Aim ->
Reproduce the material in full, exactly as written.

[START OF Information shown]

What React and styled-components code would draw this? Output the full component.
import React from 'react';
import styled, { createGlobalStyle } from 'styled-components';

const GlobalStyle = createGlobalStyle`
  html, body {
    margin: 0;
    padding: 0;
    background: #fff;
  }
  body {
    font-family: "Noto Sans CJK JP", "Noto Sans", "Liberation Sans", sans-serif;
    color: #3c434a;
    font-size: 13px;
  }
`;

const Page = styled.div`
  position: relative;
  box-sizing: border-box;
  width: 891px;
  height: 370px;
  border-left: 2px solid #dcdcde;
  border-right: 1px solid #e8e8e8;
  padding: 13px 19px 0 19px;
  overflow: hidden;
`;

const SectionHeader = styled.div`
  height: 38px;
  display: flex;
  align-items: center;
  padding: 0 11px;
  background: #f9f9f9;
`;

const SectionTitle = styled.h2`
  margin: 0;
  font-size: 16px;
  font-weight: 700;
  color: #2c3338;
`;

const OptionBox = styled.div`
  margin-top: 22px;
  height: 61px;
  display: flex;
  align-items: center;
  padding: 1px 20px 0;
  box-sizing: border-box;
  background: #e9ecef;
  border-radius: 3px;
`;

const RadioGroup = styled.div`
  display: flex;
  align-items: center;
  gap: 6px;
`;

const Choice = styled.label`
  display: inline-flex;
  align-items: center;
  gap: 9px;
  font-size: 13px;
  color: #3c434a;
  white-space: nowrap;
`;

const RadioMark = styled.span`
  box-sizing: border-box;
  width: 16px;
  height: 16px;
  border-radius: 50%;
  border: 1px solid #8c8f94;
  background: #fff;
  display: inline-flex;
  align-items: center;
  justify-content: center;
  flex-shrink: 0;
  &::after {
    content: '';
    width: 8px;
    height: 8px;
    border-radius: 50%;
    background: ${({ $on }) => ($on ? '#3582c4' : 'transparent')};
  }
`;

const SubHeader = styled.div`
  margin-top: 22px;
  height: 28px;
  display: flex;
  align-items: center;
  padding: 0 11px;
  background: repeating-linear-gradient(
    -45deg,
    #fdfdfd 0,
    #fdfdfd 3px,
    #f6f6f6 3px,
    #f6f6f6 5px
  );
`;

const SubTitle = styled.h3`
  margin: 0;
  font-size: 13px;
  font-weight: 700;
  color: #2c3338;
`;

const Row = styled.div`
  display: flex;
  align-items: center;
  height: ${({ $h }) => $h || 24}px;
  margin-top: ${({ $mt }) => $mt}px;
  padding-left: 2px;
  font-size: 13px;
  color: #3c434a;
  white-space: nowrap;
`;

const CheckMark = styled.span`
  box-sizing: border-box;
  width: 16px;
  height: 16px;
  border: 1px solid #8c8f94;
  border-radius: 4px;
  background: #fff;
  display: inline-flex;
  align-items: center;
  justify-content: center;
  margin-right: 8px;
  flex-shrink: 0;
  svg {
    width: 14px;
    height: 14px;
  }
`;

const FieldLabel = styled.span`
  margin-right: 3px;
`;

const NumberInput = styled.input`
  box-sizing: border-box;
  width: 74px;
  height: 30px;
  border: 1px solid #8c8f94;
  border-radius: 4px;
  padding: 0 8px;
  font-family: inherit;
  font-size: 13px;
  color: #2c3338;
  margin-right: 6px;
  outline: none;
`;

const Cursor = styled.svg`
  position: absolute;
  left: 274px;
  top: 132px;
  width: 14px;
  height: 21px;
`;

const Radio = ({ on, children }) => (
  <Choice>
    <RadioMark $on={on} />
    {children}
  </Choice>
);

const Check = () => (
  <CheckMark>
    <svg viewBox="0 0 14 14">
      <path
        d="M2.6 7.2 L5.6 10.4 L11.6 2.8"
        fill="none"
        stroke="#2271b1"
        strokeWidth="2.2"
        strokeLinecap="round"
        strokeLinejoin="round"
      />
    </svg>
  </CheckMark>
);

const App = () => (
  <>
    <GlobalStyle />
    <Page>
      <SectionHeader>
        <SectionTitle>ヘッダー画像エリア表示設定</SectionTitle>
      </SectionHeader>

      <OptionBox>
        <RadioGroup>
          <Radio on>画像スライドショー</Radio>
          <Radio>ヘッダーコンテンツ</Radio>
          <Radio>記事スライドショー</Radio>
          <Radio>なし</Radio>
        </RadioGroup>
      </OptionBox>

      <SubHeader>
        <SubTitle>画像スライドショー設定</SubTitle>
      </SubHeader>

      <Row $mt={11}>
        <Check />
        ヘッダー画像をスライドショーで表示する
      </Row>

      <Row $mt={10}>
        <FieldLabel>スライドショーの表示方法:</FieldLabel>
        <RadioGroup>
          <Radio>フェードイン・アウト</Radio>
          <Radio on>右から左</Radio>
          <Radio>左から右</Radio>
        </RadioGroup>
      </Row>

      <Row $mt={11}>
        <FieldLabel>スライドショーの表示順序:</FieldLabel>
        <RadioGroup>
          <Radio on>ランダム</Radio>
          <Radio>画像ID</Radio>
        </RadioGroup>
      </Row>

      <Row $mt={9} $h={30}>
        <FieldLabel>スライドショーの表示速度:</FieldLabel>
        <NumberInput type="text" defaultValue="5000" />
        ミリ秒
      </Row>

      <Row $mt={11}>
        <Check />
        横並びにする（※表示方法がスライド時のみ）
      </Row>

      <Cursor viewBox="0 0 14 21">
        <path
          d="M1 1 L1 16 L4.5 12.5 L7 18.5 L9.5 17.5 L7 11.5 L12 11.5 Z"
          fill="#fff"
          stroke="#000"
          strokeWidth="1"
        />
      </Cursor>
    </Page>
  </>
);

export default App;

[END OF Information shown]

Final result ->
What React and styled-components code would draw this? Output the full component.
import React from 'react';
import styled, { createGlobalStyle } from 'styled-components';

const GlobalStyle = createGlobalStyle`
  html, body {
    margin: 0;
    padding: 0;
    background: #fff;
  }
  body {
    font-family: "Noto Sans CJK JP", "Noto Sans", "Liberation Sans", sans-serif;
    color: #3c434a;
    font-size: 13px;
  }
`;

const Page = styled.div`
  position: relative;
  box-sizing: border-box;
  width: 891px;
  height: 370px;
  border-left: 2px solid #dcdcde;
  border-right: 1px solid #e8e8e8;
  padding: 13px 19px 0 19px;
  overflow: hidden;
`;

const SectionHeader = styled.div`
  height: 38px;
  display: flex;
  align-items: center;
  padding: 0 11px;
  background: #f9f9f9;
`;

const SectionTitle = styled.h2`
  margin: 0;
  font-size: 16px;
  font-weight: 700;
  color: #2c3338;
`;

const OptionBox = styled.div`
  margin-top: 22px;
  height: 61px;
  display: flex;
  align-items: center;
  padding: 1px 20px 0;
  box-sizing: border-box;
  background: #e9ecef;
  border-radius: 3px;
`;

const RadioGroup = styled.div`
  display: flex;
  align-items: center;
  gap: 6px;
`;

const Choice = styled.label`
  display: inline-flex;
  align-items: center;
  gap: 9px;
  font-size: 13px;
  color: #3c434a;
  white-space: nowrap;
`;

const RadioMark = styled.span`
  box-sizing: border-box;
  width: 16px;
  height: 16px;
  border-radius: 50%;
  border: 1px solid #8c8f94;
  background: #fff;
  display: inline-flex;
  align-items: center;
  justify-content: center;
  flex-shrink: 0;
  &::after {
    content: '';
    width: 8px;
    height: 8px;
    border-radius: 50%;
    background: ${({ $on }) => ($on ? '#3582c4' : 'transparent')};
  }
`;

const SubHeader = styled.div`
  margin-top: 22px;
  height: 28px;
  display: flex;
  align-items: center;
  padding: 0 11px;
  background: repeating-linear-gradient(
    -45deg,
    #fdfdfd 0,
    #fdfdfd 3px,
    #f6f6f6 3px,
    #f6f6f6 5px
  );
`;

const SubTitle = styled.h3`
  margin: 0;
  font-size: 13px;
  font-weight: 700;
  color: #2c3338;
`;

const Row = styled.div`
  display: flex;
  align-items: center;
  height: ${({ $h }) => $h || 24}px;
  margin-top: ${({ $mt }) => $mt}px;
  padding-left: 2px;
  font-size: 13px;
  color: #3c434a;
  white-space: nowrap;
`;

const CheckMark = styled.span`
  box-sizing: border-box;
  width: 16px;
  height: 16px;
  border: 1px solid #8c8f94;
  border-radius: 4px;
  background: #fff;
  display: inline-flex;
  align-items: center;
  justify-content: center;
  margin-right: 8px;
  flex-shrink: 0;
  svg {
    width: 14px;
    height: 14px;
  }
`;

const FieldLabel = styled.span`
  margin-right: 3px;
`;

const NumberInput = styled.input`
  box-sizing: border-box;
  width: 74px;
  height: 30px;
  border: 1px solid #8c8f94;
  border-radius: 4px;
  padding: 0 8px;
  font-family: inherit;
  font-size: 13px;
  color: #2c3338;
  margin-right: 6px;
  outline: none;
`;

const Cursor = styled.svg`
  position: absolute;
  left: 274px;
  top: 132px;
  width: 14px;
  height: 21px;
`;

const Radio = ({ on, children }) => (
  <Choice>
    <RadioMark $on={on} />
    {children}
  </Choice>
);

const Check = () => (
  <CheckMark>
    <svg viewBox="0 0 14 14">
      <path
        d="M2.6 7.2 L5.6 10.4 L11.6 2.8"
        fill="none"
        stroke="#2271b1"
        strokeWidth="2.2"
        strokeLinecap="round"
        strokeLinejoin="round"
      />
    </svg>
  </CheckMark>
);

const App = () => (
  <>
    <GlobalStyle />
    <Page>
      <SectionHeader>
        <SectionTitle>ヘッダー画像エリア表示設定</SectionTitle>
      </SectionHeader>

      <OptionBox>
        <RadioGroup>
          <Radio on>画像スライドショー</Radio>
          <Radio>ヘッダーコンテンツ</Radio>
          <Radio>記事スライドショー</Radio>
          <Radio>なし</Radio>
        </RadioGroup>
      </OptionBox>

      <SubHeader>
        <SubTitle>画像スライドショー設定</SubTitle>
      </SubHeader>

      <Row $mt={11}>
        <Check />
        ヘッダー画像をスライドショーで表示する
      </Row>

      <Row $mt={10}>
        <FieldLabel>スライドショーの表示方法:</FieldLabel>
        <RadioGroup>
          <Radio>フェードイン・アウト</Radio>
          <Radio on>右から左</Radio>
          <Radio>左から右</Radio>
        </RadioGroup>
      </Row>

      <Row $mt={11}>
        <FieldLabel>スライドショーの表示順序:</FieldLabel>
        <RadioGroup>
          <Radio on>ランダム</Radio>
          <Radio>画像ID</Radio>
        </RadioGroup>
      </Row>

      <Row $mt={9} $h={30}>
        <FieldLabel>スライドショーの表示速度:</FieldLabel>
        <NumberInput type="text" defaultValue="5000" />
        ミリ秒
      </Row>

      <Row $mt={11}>
        <Check />
        横並びにする（※表示方法がスライド時のみ）
      </Row>

      <Cursor viewBox="0 0 14 21">
        <path
          d="M1 1 L1 16 L4.5 12.5 L7 18.5 L9.5 17.5 L7 11.5 L12 11.5 Z"
          fill="#fff"
          stroke="#000"
          strokeWidth="1"
        />
      </Cursor>
    </Page>
  </>
);

export default App;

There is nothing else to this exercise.